Now you know well that I have nothing against Robert Zimmerman and his oeuvre of work. Believe me, I wouldn’t comment on a song i didn’t listen to and enjoy myself; there’s so much music out there that I’ve never listened to – and never will – that simply isn’t worthy to be addressed. Indeed, I don’t begrudge him his Nobel prize, as odd as it might seem to present to a singer/songwriter. His lyricism, his musicianship… he puts his heart and soul into much of what he writes and sings. He asks pointed questions through some of his songs (“With God On Our Side,” in particular, comes to mind), and makes the banality of life interesting – in a way that I can only aspire to – in others.
But some of his greatest works (insofar as they are the most famous) sound so profound the first time you hear them, and even the hundredth time. But somewhere along the way, you listen to it, and find yourself asking “what’s that supposed to mean?” So it is with this song.
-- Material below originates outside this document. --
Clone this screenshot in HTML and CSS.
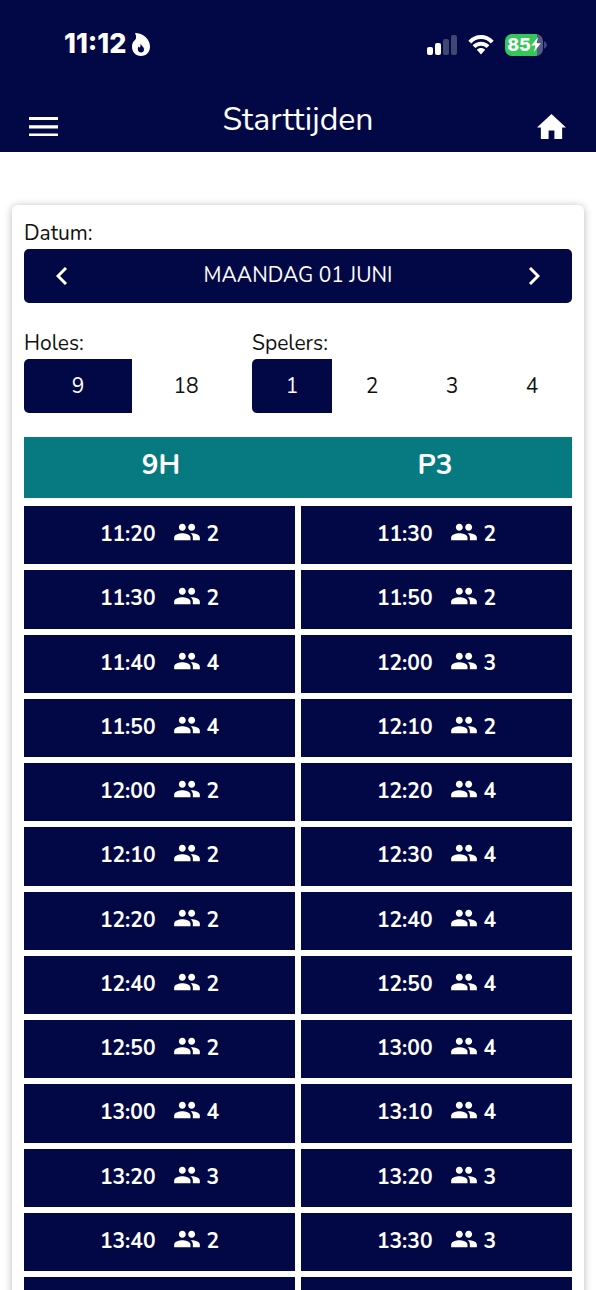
FILE: index.html
```html
<!DOCTYPE html>
<html lang="nl">
<head>
<meta charset="utf-8">
<meta name="viewport" content="width=device-width, initial-scale=1">
<title>Starttijden</title>
<link rel="stylesheet" href="styles.css">
</head>
<body>
<svg class="sprite" aria-hidden="true">
  <symbol id="people" viewBox="0 0 24 24"><path d="M16 11c1.660 0 2.990-1.340 2.990-3S17.660 5 16 5s-3 1.340-3 3 1.340 3 3 3zm-8 0c1.660 0 2.990-1.340 2.990-3S9.660 5 8 5 5 6.340 5 8s1.340 3 3 3zm0 2c-2.330 0-7 1.170-7 3.500V19h14v-2.500c0-2.330-4.670-3.500-7-3.500zm8 0c-.29 0-.62.020-.97.050 1.160.84 1.970 1.970 1.970 3.450V19h6v-2.500c0-2.330-4.670-3.500-7-3.500z"/></symbol>
</svg>
<header class="top">
  <div class="status">
    <div class="status-left">
      <span class="clock">11:12</span>
      <svg class="flame" viewBox="0 0 18 23" aria-hidden="true"><path class="flame-body" d="M3 0C11 0 18 6 18 13.500C18 19 14.500 23 9 23S0 19 0 13.500C0 10.500 1 8.500 3 7C4.500 5.500 4.500 3 3 0Z"/><path class="flame-core" d="M8.500 10C9 13 12 13.500 12 16.200C12 18.500 10.800 19.500 9.200 19.500C7 19.500 5.800 18 5.800 16.200C5.800 15 6.200 14 6.700 13.500L7.800 14.800C8.500 13.500 8.700 12 8.500 10Z"/></svg>
    </div>
    <div class="status-right">
      <svg class="signal" viewBox="0 0 30 20" aria-hidden="true"><rect x="0" y="12" width="6" height="8" rx="2"/><rect x="8" y="8" width="6" height="12" rx="2"/><rect class="dim" x="16" y="4" width="6" height="16" rx="2"/><rect class="dim" x="24" y="0" width="6" height="20" rx="2"/></svg>
      <svg class="wifi" viewBox="0 0 26 20" aria-hidden="true"><path class="arc" d="M1.800 7.200C8 .4 18 .4 24.200 7.200M6 11.700C10 7.600 16 7.600 20 11.700"/><path d="M8.800 14.800C11.200 12.400 14.800 12.400 17.200 14.800L13 19.500Z"/></svg>
      <div class="battery"><span class="level">85</span><svg class="bolt" viewBox="0 0 9 14" aria-hidden="true"><path d="M6.500 0L0 8H4L2.500 14L9 5.800H5Z"/></svg></div>
      <svg class="tip" viewBox="0 0 3 8" aria-hidden="true"><path d="M0 0Q3 1.500 3 4T0 8Z"/></svg>
    </div>
  </div>
  <nav class="bar">
    <button class="icon-button" type="button" aria-label="Menu"><svg viewBox="0 0 28 19"><path d="M0 0h28v3H0zM0 8h28v3H0zM0 16h28v3H0z"/></svg></button>
    <h1 class="title">Starttijden</h1>
    <a class="icon-button home" href="#" aria-label="Home"><svg viewBox="0 0 30 26"><path d="M12 26v-9h6v9h8V14h4L15 0 0 14h4v12z"/></svg></a>
  </nav>
</header>
<main class="content">
  <section class="card">
    <div class="label" id="date-label">Datum:</div>
    <div class="date" role="group" aria-labelledby="date-label">
      <button class="step" type="button" aria-label="Vorige dag"><svg viewBox="0 0 12 18"><path d="M10 1L2 9L10 17"/></svg></button>
      <span>MAANDAG 01 JUNI</span>
      <button class="step" type="button" aria-label="Volgende dag"><svg viewBox="0 0 12 18"><path d="M2 1L10 9L2 17"/></svg></button>
    </div>
    <div class="filters">
      <fieldset class="filter">
        <legend class="label">Holes:</legend>
        <div class="segments">
          <label class="segment"><input type="radio" name="holes" checked><span>9</span></label>
          <label class="segment"><input type="radio" name="holes"><span>18</span></label>
        </div>
      </fieldset>
      <fieldset class="filter">
        <legend class="label">Spelers:</legend>
        <div class="segments">
          <label class="segment"><input type="radio" name="players" checked><span>1</span></label>
          <label class="segment"><input type="radio" name="players"><span>2</span></label>
          <label class="segment"><input type="radio" name="players"><span>3</span></label>
          <label class="segment"><input type="radio" name="players"><span>4</span></label>
        </div>
      </fieldset>
    </div>
    <div class="courses"><h2 class="course">9H</h2><h2 class="course">P3</h2></div>
    <div class="slots">
      <button class="slot" type="button"><span>11:20</span><svg class="people"><use href="#people"/></svg><span>2</span></button>
      <button class="slot" type="button"><span>11:30</span><svg class="people"><use href="#people"/></svg><span>2</span></button>
      <button class="slot" type="button"><span>11:30</span><svg class="people"><use href="#people"/></svg><span>2</span></button>
      <button class="slot" type="button"><span>11:50</span><svg class="people"><use href="#people"/></svg><span>2</span></button>
      <button class="slot" type="button"><span>11:40</span><svg class="people"><use href="#people"/></svg><span>4</span></button>
      <button class="slot" type="button"><span>12:00</span><svg class="people"><use href="#people"/></svg><span>3</span></button>
      <button class="slot" type="button"><span>11:50</span><svg class="people"><use href="#people"/></svg><span>4</span></button>
      <button class="slot" type="button"><span>12:10</span><svg class="people"><use href="#people"/></svg><span>2</span></button>
      <button class="slot" type="button"><span>12:00</span><svg class="people"><use href="#people"/></svg><span>2</span></button>
      <button class="slot" type="button"><span>12:20</span><svg class="people"><use href="#people"/></svg><span>4</span></button>
      <button class="slot" type="button"><span>12:10</span><svg class="people"><use href="#people"/></svg><span>2</span></button>
      <button class="slot" type="button"><span>12:30</span><svg class="people"><use href="#people"/></svg><span>4</span></button>
      <button class="slot" type="button"><span>12:20</span><svg class="people"><use href="#people"/></svg><span>2</span></button>
      <button class="slot" type="button"><span>12:40</span><svg class="people"><use href="#people"/></svg><span>4</span></button>
      <button class="slot" type="button"><span>12:40</span><svg class="people"><use href="#people"/></svg><span>2</span></button>
      <button class="slot" type="button"><span>12:50</span><svg class="people"><use href="#people"/></svg><span>4</span></button>
      <button class="slot" type="button"><span>12:50</span><svg class="people"><use href="#people"/></svg><span>2</span></button>
      <button class="slot" type="button"><span>13:00</span><svg class="people"><use href="#people"/></svg><span>4</span></button>
      <button class="slot" type="button"><span>13:00</span><svg class="people"><use href="#people"/></svg><span>4</span></button>
      <button class="slot" type="button"><span>13:10</span><svg class="people"><use href="#people"/></svg><span>4</span></button>
      <button class="slot" type="button"><span>13:20</span><svg class="people"><use href="#people"/></svg><span>3</span></button>
      <button class="slot" type="button"><span>13:20</span><svg class="people"><use href="#people"/></svg><span>3</span></button>
      <button class="slot" type="button"><span>13:40</span><svg class="people"><use href="#people"/></svg><span>2</span></button>
      <button class="slot" type="button"><span>13:30</span><svg class="people"><use href="#people"/></svg><span>3</span></button>
      <button class="slot" type="button"></button>
      <button class="slot" type="button"></button>
    </div>
  </section>
</main>
</body>
</html>
```
FILE: styles.css
```css
:root {
  --navy: #020845;
  --teal: #067a80;
}

* { box-sizing: border-box; }

body {
  margin: 0;
  height: 100vh;
  display: flex;
  flex-direction: column;
  overflow: hidden;
  background: #fff;
  color: #111;
  font: 21px/1.2 Nunito, Lato, sans-serif;
}

button {
  border: 0;
  padding: 0;
  background: none;
  color: inherit;
  font: inherit;
}

svg { display: block; fill: currentColor; }

.sprite { display: none; }

.top {
  flex: none;
  background: var(--navy);
  color: #fff;
}

.status {
  display: flex;
  align-items: center;
  justify-content: space-between;
  height: 89px;
  padding: 0 49px 0 64px;
}

.status-left,
.status-right { display: flex; align-items: center; }

.status-left { gap: 5px; }

.clock {
  font-family: Inter, sans-serif;
  font-size: 27px;
  font-weight: 800;
}

.flame { width: 18px; height: 23px; }
.flame-core { fill: var(--navy); }

.signal { width: 30px; height: 20px; margin-right: 11px; }
.dim { opacity: 0.25; }

.wifi { width: 26px; height: 20px; margin-right: 11px; }
.arc { fill: none; stroke: currentColor; stroke-width: 4; }

.battery {
  display: flex;
  align-items: center;
  justify-content: center;
  width: 38px;
  height: 22px;
  border-radius: 7px;
  background: linear-gradient(90deg, #34c759 85%, #565b86 85%);
}

.level {
  font-family: Inter, sans-serif;
  font-size: 18px;
  font-weight: 800;
}

.bolt { width: 10px; height: 15px; }
.tip { width: 3px; height: 8px; margin-left: 1px; color: #41467a; }

.bar {
  display: flex;
  align-items: center;
  justify-content: space-between;
  height: 63px;
  padding: 0 29px;
}

.title {
  margin: 0;
  font-size: 32px;
  font-weight: 400;
}

.icon-button { width: 30px; padding-top: 12px; color: #fff; }
.icon-button svg { width: 29px; }

.content {
  flex: 1;
  min-height: 0;
  padding: 53px 12px 0;
  overflow: hidden;
}

.card {
  padding: 12px;
  border-radius: 6px;
  background: #fff;
  box-shadow: 0 1px 8px rgba(0, 0, 0, 0.28);
}

.label { padding: 0; line-height: 32px; }

.date {
  display: flex;
  align-items: center;
  justify-content: space-between;
  height: 54px;
  padding: 0 16px;
  border-radius: 5px;
  background: var(--navy);
  color: #fff;
}

.step { padding: 12px 16px; }

.step svg {
  width: 12px;
  height: 18px;
  fill: none;
  stroke: currentColor;
  stroke-width: 3;
}

.filters {
  display: grid;
  grid-template-columns: 27fr 40fr;
  gap: 12px;
  margin: 24px 0;
}

.filter { min-width: 0; margin: 0; padding: 0; border: 0; }

.segments {
  display: flex;
  border-radius: 5px;
  overflow: hidden;
}

.segment { flex: 1; }

.segment input {
  position: absolute;
  opacity: 0;
  pointer-events: none;
}

.segment span { display: block; line-height: 54px; text-align: center; }

.segment input:checked + span { background: var(--navy); color: #fff; }

.courses {
  display: grid;
  grid-template-columns: 1fr 1fr;
  margin-bottom: 8px;
  background: var(--teal);
  color: #fff;
}

.course {
  margin: 0;
  padding-bottom: 5px;
  font-size: 28px;
  line-height: 56px;
  text-align: center;
}

.slots {
  display: grid;
  grid-template-columns: 1fr 1fr;
  gap: 6px;
}

.slot {
  display: flex;
  align-items: center;
  justify-content: center;
  min-height: 58px;
  padding: 15px 0 17px;
  background: var(--navy);
  color: #fff;
  font-weight: 700;
  line-height: 1.25;
}

.people { width: 28px; height: 28px; margin: -4px 6px 0 17px; }
```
Maybe it’s because I’m taking it the words too literally. Listening to the wind provides absolutely no answers to anything. In fact, for the folks down south, it raises a whole lot more questions than answers: Where do we go from here? How are we going to rebuild? Should we even bother to do so here?
But even the questions themselves are so nebulous that, while they seem so profound, they’re really only pretending to be.
Take the bit about the cannonballs flying, for example. Now, maybe this comes from my having played too many games of Civilization, but be honest: cannonballs haven’t flown in ages. They don’t have to be banned, they just get made obsolete. As Will Rogers put it (long before Dylan, I might point out), “You can’t say civilization don’t advance… in every war they kill you in a new way.” Now, if the fuss is about war in general (which would make sense, especially given when this was written), then the logical answer would be when it stops being profitable, or at least, when other means of making profit become easier and more efficient. The only question there is, will the desire for profit simply lead to economic warfare going forward? Maybe, but at least the bloodshed would be taken out of the equation; wouldn’t that be good enough?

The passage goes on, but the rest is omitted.